A number of representatives from the credit and collection industry filed their comments in response to the Consumer Financial Protection Bureau’s proposed debt collection rule yesterday, and many more are expected to do so in the two days left before the comment period expires.
Among those that submitted comments yesterday were:
- DAKCS Software Systems
- Professional Finance Company
- Check Into Cash
- Eastern Revenue
- New Jersey Creditor’s Bar Association
- Miller & Steeno
- Laura Benavidez
As well, seven different employees from Express Recovery Services filed their own comments. They primarily expressed support for the proposal that would allow collectors to leave a “limited content message” that would not be subject to the Fair Debt Collection Practices Act.
Wrote Chris Gray, for example, “As for the voice mails proposal, I really like that you are possibly giving us the option to leave voice mails I don’t know how many times I have had consumers call in and ask why we don’t leave voice mails and that they usually don’t answer the phone to an unrecognized number. Most consumers say they would have called back if we just left a message. Not being able to leave messages can have a negative impact on the consumer because if they don’t know that we are trying to get ahold of them and the debt goes unpaid it can have negative impacts on their credit and can cause the accounts to be forwarded out to our attorney’s office.
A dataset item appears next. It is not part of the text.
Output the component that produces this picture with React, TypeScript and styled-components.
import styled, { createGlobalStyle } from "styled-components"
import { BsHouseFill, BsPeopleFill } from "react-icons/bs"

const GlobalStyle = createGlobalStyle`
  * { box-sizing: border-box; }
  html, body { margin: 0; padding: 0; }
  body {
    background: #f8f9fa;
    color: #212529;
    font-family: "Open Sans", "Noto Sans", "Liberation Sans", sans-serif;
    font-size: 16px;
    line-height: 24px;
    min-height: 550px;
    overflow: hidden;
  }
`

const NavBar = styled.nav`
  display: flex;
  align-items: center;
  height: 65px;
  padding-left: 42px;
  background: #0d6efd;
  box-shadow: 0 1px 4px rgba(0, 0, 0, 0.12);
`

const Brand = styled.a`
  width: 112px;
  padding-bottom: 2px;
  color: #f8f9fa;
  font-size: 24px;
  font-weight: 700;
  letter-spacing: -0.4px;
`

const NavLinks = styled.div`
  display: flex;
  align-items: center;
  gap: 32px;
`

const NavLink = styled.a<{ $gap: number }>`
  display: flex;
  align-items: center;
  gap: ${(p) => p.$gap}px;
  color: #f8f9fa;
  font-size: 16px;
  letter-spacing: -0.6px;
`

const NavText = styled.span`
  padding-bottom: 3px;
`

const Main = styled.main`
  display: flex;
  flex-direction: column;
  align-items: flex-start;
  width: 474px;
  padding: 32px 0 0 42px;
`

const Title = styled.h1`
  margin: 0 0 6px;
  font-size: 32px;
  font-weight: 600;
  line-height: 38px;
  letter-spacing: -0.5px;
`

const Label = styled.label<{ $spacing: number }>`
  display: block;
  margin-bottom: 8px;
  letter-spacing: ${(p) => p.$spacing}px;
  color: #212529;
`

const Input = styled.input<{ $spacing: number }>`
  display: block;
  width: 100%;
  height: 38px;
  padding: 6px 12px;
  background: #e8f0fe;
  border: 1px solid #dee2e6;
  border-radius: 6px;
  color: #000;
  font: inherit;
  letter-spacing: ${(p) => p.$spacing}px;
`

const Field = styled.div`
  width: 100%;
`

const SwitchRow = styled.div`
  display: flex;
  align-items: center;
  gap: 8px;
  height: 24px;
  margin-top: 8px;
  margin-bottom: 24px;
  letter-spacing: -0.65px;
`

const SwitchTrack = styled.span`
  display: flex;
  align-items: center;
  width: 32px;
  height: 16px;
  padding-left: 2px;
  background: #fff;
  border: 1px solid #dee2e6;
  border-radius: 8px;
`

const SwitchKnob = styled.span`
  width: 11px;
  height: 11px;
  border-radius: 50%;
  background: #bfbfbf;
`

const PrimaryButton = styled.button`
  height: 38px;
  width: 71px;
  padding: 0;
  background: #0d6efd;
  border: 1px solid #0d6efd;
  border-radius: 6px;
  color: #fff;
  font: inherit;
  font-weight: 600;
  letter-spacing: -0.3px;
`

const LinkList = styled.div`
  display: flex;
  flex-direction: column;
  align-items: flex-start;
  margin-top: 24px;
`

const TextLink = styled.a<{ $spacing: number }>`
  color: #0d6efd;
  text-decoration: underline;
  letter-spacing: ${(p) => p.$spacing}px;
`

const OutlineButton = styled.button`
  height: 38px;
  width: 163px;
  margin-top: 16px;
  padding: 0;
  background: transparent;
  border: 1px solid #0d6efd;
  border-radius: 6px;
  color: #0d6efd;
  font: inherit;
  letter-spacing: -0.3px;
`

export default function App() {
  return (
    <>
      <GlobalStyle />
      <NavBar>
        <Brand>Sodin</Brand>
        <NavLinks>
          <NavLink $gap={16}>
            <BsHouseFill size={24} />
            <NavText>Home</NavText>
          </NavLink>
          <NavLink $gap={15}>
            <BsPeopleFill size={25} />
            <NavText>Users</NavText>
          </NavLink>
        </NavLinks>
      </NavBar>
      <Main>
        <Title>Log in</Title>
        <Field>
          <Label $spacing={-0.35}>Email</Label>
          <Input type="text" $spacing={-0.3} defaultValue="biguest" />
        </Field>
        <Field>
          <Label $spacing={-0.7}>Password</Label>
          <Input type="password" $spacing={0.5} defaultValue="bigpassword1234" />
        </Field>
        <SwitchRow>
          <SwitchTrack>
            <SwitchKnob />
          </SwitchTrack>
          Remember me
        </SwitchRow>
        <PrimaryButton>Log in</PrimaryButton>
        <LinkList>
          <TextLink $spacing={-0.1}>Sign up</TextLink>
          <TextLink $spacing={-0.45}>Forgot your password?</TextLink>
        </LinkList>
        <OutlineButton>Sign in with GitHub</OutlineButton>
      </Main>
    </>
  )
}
So being able to leave messages will help the consumer to avoid those negative impacts. “
Also yesterday, Mark Neeb, the chief executive of ACA International, said while speaking at the Northeast Debt Collection Expo in Atlantic City that ACA’s comment letter was at least 150 pages long as it puts the finishing touches on its thoughts about the proposed rule.
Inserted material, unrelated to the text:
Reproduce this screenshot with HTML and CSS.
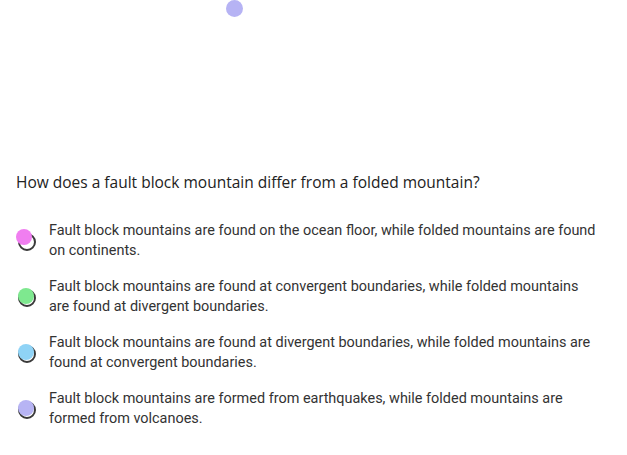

In its comment, Professional Finance Company included data about how much it costs the agency to respond to disputes and how much it will cost should the CFPB move forward with a proposal to disclose the itemization date of the debt. Only 17% of the agency’s customers include such information in their files, the agency said in its comment. It would cost the agency as much as $31,000 to implement the changes necessary to include this information in disclosures, the agency said.